稳健性R1:面向鲁棒视觉理解的退化感知推理
Robust-R1: Degradation-Aware Reasoning for Robust Visual Understanding
December 19, 2025
作者: Jiaqi Tang, Jianmin Chen, Wei Wei, Xiaogang Xu, Runtao Liu, Xiangyu Wu, Qipeng Xie, Jiafei Wu, Lei Zhang, Qifeng Chen
cs.AI
摘要
多模态大语言模型在极端现实视觉退化场景下难以保持稳定性能,这阻碍了其实际应用的鲁棒性。现有鲁棒性MLLM主要依赖仅关注视觉编码器泛化的隐式训练/适应方法,存在可解释性有限与孤立优化的问题。为突破这些局限,我们提出Robust-R1新型框架,通过结构化推理链显式建模视觉退化过程。该方法融合三大核心机制:(一)基于监督微调的退化感知推理基础构建;(二)面向退化参数精准感知的奖励驱动对齐策略;(三)适配退化强度的动态推理深度缩放。为支撑该方法,我们构建了包含11K样本的专业数据集,涵盖现实世界中四个关键视觉处理阶段合成的真实退化类型,每个样本均标注有连接退化参数、感知影响、原始语义推理链与结论的结构化链条。

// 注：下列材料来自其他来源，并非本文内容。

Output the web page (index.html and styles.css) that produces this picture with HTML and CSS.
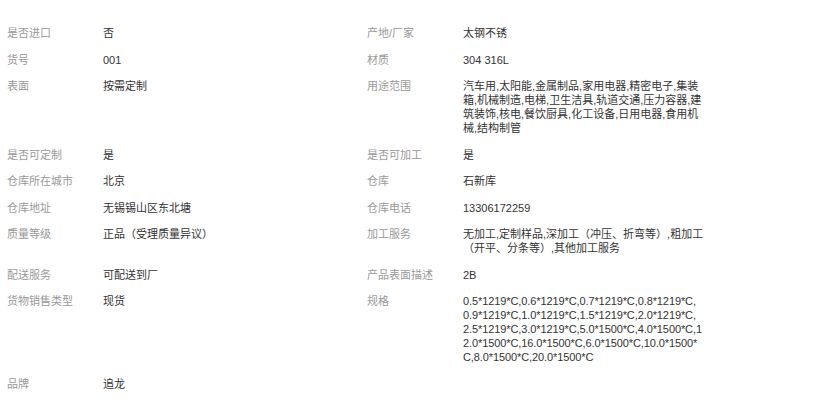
FILE: index.html
```html
<!DOCTYPE html>
<html>
    <head>
        <meta charset="utf-8">
        <title>商品参数</title>
        <link rel="stylesheet" href="styles.css">
    </head>
    <body>
        <div class="params">
            <div class="item"><span class="label">是否进口</span><span class="value">否</span></div>
            <div class="item"><span class="label">产地/厂家</span><span class="value">太钢不锈</span></div>

            <div class="item"><span class="label">货号</span><span class="value">001</span></div>
            <div class="item"><span class="label">材质</span><span class="value">304 316L</span></div>

            <div class="item"><span class="label">表面</span><span class="value">按需定制</span></div>
            <div class="item"><span class="label">用途范围</span><span class="value">汽车用,太阳能,金属制品,家用电器,精密电子,集装箱,机械制造,电梯,卫生洁具,轨道交通,压力容器,建筑装饰,核电,餐饮厨具,化工设备,日用电器,食用机械,结构制管</span></div>

            <div class="item"><span class="label">是否可定制</span><span class="value">是</span></div>
            <div class="item"><span class="label">是否可加工</span><span class="value">是</span></div>

            <div class="item"><span class="label">仓库所在城市</span><span class="value">北京</span></div>
            <div class="item"><span class="label">仓库</span><span class="value">石新库</span></div>

            <div class="item"><span class="label">仓库地址</span><span class="value">无锡锡山区东北塘</span></div>
            <div class="item"><span class="label">仓库电话</span><span class="value">13306172259</span></div>

            <div class="item"><span class="label">质量等级</span><span class="value">正品（受理质量异议）</span></div>
            <div class="item"><span class="label">加工服务</span><span class="value">无加工,定制样品,深加工（冲压、折弯等）,粗加工（开平、分条等）,其他加工服务</span></div>

            <div class="item"><span class="label">配送服务</span><span class="value">可配送到厂</span></div>
            <div class="item"><span class="label">产品表面描述</span><span class="value">2B</span></div>

            <div class="item"><span class="label">货物销售类型</span><span class="value">现货</span></div>
            <div class="item"><span class="label">规格</span><span class="value spec">0.5*1219*C,0.6*1219*C,0.7*1219*C,0.8*1219*C,<br>0.9*1219*C,1.0*1219*C,1.5*1219*C,2.0*1219*C,2.5*1219*C,3.0*1219*C,5.0*1500*C,4.0*1500*C,12.0*1500*C,16.0*1500*C,6.0*1500*C,10.0*1500*C,8.0*1500*C,20.0*1500*C</span></div>

            <div class="item"><span class="label">品牌</span><span class="value">追龙</span></div>
        </div>
    </body>
</html>
```

FILE: styles.css
```css
body {
    margin: 0;
    background: #fff;
    font-family: "Liberation Sans", "Noto Sans CJK SC", sans-serif;
    font-size: 11px;
    line-height: 14px;
}
.params {
    display: grid;
    grid-template-columns: 360px 360px;
    row-gap: 12.5px;
    padding-top: 26px;
}
.item {
    display: flex;
    align-items: flex-start;
    padding-left: 7px;
}
.label {
    flex: none;
    width: 96px;
    color: #999;
}
.value {
    width: 241px;
    color: #333;
    word-break: break-all;
}
.spec {
    letter-spacing: -0.1px;
}
```
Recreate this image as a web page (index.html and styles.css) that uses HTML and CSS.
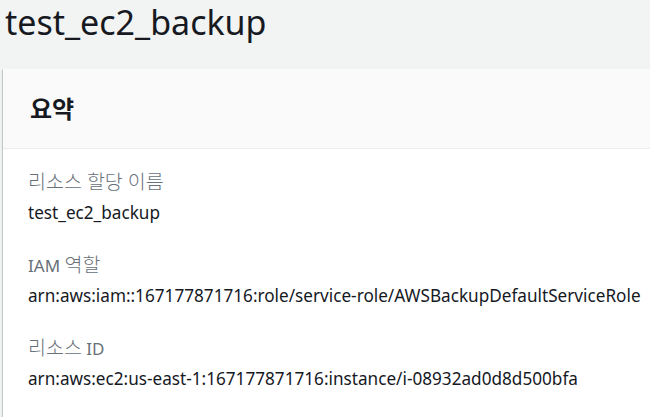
FILE: index.html
```html
<!DOCTYPE html>
<html lang="ko">
<head>
<meta charset="utf-8">
<link rel="stylesheet" href="styles.css">
</head>
<body>
<h1 class="title">test_ec2_backup</h1>
<section class="card">
  <header class="card-header"><h2>요약</h2></header>
  <div class="card-body">
    <div class="field">
      <div class="label"><span class="ko">리소스 할당 이름</span></div>
      <div class="value">test_ec2_backup</div>
    </div>
    <div class="field">
      <div class="label">IAM <span class="ko">역할</span></div>
      <div class="value">arn:aws:iam::167177871716:role/service-role/AWSBackupDefaultServiceRole</div>
    </div>
    <div class="field">
      <div class="label"><span class="ko">리소스</span> ID</div>
      <div class="value">arn:aws:ec2:us-east-1:167177871716:instance/i-08932ad0d8d500bfa</div>
    </div>
  </div>
</section>
</body>
</html>
```
FILE: styles.css
```css
html, body {
  margin: 0;
  padding: 0;
  background: #f2f3f3;
  font-family: "Noto Sans", "Noto Sans CJK KR", sans-serif;
  color: #16191f;
  overflow: hidden;
  height: 417px;
}
.title {
  margin: 0;
  padding: 0 0 0 5px;
  font-size: 34px;
  font-weight: 400;
  line-height: 44px;
  height: 69px;
  box-sizing: border-box;
}
.card {
  margin-left: 3px;
  background: #fff;
  box-shadow: 0 1px 1px 0 rgba(0,28,36,.3), 1px 1px 1px 0 rgba(0,28,36,.15), -1px 1px 1px 0 rgba(0,28,36,.15);
  height: 348px;
}
.card-header {
  background: #fafafa;
  border-bottom: 1px solid #eaeded;
  height: 80px;
  box-sizing: border-box;
  display: flex;
  align-items: center;
  padding-left: 27px;
}
.card-header h2 {
  margin: 0;
  font-size: 24px;
  font-weight: 700;
  line-height: 28px;
}
.card-body {
  padding: 22px 0 0 25px;
  display: flex;
  flex-direction: column;
  gap: 30px;
}
.field {
  display: flex;
  flex-direction: column;
  gap: 9px;
}
.label {
  font-size: 17px;
  line-height: 22px;
  height: 22px;
  color: #687078;
}
.ko {
  font-size: 19.5px;
  font-weight: 300;
  vertical-align: baseline;
  line-height: 22px;
}
.value {
  font-size: 17.17px;
  line-height: 22px;
  color: #16191f;
  white-space: nowrap;
}
```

全面实验表明该方法实现顶尖鲁棒性:在真实退化基准R-Bench上,Robust-R1超越所有通用及鲁棒基线模型;同时在MMMB、MMStar和RealWorldQA的多强度对抗性退化测试中保持卓越的抗退化性能。
English
Multimodal Large Language Models struggle to maintain reliable performance under extreme real-world visual degradations, which impede their practical robustness. Existing robust MLLMs predominantly rely on implicit training/adaptation that focuses solely on visual encoder generalization, suffering from limited interpretability and isolated optimization. To overcome these limitations, we propose Robust-R1, a novel framework that explicitly models visual degradations through structured reasoning chains. Our approach integrates: (i) supervised fine-tuning for degradation-aware reasoning foundations, (ii) reward-driven alignment for accurately perceiving degradation parameters, and (iii) dynamic reasoning depth scaling adapted to degradation intensity. To facilitate this approach, we introduce a specialized 11K dataset featuring realistic degradations synthesized across four critical real-world visual processing stages, each annotated with structured chains connecting degradation parameters, perceptual influence, pristine semantic reasoning chain, and conclusion. Comprehensive evaluations demonstrate state-of-the-art robustness: Robust-R1 outperforms all general and robust baselines on the real-world degradation benchmark R-Bench, while maintaining superior anti-degradation performance under multi-intensity adversarial degradations on MMMB, MMStar, and RealWorldQA.